Our fourth trip to Indonesia didn’t disappoint. October brought a subtle change in seasons from hot and humid to hot, humid and rainy. Again, the Balinese people were gracious and warm, in spite of a series of crushing national challenges.
Diving ranged from subtle to sublime, and most always productive. Aside from absent molas (ocean sunfish) and mantas, most of the usual suspects were there and willing to be photographed.
Which brings me to our fifth trip to Indonesia and second to Raja Ampat, each one my favorite and this was no exception. The reefs seemed healthy with a wealth of subject diversity. The critters were generally interactive and bold.

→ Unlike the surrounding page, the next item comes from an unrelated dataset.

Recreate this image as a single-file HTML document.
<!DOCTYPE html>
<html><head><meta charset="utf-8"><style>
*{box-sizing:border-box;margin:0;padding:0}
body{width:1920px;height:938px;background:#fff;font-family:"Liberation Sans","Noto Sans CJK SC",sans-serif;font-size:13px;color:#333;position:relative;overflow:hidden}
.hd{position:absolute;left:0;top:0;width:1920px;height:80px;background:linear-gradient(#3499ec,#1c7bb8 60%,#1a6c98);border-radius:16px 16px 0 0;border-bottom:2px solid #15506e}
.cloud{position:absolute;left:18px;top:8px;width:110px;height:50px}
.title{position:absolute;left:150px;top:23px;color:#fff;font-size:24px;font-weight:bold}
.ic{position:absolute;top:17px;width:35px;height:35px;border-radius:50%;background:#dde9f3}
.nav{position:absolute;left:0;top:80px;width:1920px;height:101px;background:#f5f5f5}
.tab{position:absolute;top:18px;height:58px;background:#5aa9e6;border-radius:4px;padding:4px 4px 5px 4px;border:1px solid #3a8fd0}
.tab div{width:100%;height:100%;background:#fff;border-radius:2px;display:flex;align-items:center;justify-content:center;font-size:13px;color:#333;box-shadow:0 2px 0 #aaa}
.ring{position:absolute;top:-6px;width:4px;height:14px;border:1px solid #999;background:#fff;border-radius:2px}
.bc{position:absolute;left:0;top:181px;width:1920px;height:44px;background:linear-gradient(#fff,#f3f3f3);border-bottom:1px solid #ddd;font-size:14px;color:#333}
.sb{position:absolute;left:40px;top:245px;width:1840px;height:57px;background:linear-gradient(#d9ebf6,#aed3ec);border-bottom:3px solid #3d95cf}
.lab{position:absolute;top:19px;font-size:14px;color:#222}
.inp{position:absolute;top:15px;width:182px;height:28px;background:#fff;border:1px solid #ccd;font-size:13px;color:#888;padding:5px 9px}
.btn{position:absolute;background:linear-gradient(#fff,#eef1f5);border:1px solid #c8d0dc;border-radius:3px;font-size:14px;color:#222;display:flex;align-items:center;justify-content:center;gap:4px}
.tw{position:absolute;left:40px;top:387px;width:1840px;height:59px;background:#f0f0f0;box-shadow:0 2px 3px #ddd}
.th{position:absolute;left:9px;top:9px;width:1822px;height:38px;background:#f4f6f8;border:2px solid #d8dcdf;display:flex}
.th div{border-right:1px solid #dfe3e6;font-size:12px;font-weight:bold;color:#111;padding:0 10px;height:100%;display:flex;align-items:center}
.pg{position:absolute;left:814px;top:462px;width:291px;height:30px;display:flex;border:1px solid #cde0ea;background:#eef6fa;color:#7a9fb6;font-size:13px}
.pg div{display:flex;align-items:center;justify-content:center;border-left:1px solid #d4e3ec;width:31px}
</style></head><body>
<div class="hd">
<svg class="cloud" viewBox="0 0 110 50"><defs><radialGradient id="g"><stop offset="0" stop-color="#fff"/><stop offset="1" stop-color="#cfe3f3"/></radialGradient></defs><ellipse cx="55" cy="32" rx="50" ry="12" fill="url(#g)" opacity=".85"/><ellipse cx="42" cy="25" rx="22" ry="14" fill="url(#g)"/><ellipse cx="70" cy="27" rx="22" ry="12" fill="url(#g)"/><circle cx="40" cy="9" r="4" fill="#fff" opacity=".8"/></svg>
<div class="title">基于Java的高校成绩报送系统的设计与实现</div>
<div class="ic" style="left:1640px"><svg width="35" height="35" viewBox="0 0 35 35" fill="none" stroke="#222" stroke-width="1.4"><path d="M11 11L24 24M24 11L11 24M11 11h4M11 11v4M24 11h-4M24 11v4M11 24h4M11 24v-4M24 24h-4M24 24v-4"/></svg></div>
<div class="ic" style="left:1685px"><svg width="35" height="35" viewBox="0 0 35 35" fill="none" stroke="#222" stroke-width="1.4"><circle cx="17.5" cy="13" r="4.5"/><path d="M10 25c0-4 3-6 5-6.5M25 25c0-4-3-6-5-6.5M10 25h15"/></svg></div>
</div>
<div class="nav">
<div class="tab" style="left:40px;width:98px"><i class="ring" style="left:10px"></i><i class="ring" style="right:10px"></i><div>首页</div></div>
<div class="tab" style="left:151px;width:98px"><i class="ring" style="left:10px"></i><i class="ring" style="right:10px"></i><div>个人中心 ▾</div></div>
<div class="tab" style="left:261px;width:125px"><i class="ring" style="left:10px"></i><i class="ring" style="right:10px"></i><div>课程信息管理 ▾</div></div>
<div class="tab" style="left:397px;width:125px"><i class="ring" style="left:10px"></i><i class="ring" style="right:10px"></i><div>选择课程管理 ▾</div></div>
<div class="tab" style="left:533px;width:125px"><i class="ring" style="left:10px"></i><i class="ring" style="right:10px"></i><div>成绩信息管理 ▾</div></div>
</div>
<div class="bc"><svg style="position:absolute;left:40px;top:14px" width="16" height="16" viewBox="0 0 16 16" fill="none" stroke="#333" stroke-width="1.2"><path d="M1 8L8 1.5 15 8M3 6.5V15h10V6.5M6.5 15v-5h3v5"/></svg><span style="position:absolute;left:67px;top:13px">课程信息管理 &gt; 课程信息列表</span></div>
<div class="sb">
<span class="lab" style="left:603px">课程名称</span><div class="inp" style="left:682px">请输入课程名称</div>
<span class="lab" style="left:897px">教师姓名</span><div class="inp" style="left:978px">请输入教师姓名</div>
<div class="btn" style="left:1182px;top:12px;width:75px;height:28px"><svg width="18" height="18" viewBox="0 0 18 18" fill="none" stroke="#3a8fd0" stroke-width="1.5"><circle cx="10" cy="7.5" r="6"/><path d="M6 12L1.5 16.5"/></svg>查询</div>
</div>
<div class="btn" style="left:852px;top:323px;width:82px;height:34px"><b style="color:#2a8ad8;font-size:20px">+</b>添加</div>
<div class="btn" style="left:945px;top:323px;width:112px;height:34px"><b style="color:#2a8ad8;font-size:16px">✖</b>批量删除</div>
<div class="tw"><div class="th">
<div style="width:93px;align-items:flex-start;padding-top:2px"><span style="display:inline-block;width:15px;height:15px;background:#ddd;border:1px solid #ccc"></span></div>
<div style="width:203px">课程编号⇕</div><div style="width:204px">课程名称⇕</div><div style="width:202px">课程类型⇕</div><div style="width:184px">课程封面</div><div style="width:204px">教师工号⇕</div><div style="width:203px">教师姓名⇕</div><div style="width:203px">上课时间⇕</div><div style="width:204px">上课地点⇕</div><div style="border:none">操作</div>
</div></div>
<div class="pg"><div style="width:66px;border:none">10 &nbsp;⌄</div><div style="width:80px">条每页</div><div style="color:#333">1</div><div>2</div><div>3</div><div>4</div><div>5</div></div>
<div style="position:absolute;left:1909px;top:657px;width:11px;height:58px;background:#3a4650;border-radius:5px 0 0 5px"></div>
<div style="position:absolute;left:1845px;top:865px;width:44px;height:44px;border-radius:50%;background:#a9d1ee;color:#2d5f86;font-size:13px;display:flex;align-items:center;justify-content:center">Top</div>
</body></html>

Our 6th dive trip to Indonesia, was on the Ocean Rover. We knew the boat well from dive trips in Thailand and Burma but hadn’t been on it since purchased by Roman Szalay and moved to Indonesian waters. This was our third trip to Raja Ampat, and first time in these waters with our friend and group leader, Chris Newbert and some of his “unusual suspects” posse. The boat has more charging stations than you can shake a camera at, nitrox, good food and snacks and a masseuse. What more could we want? How about a camera repairman? That was Steve Fish, photographer/videographer/tinkerer extraordinaire.
A different itinerary gave us some new favorite dive sites. These include: Black Rock (crazy good), Pearl Farm Jetty, Melissa’s Garden, and Sardine. Unfortunately, no mantas or crocodiles to report but some of our best wide angle opportunities to date.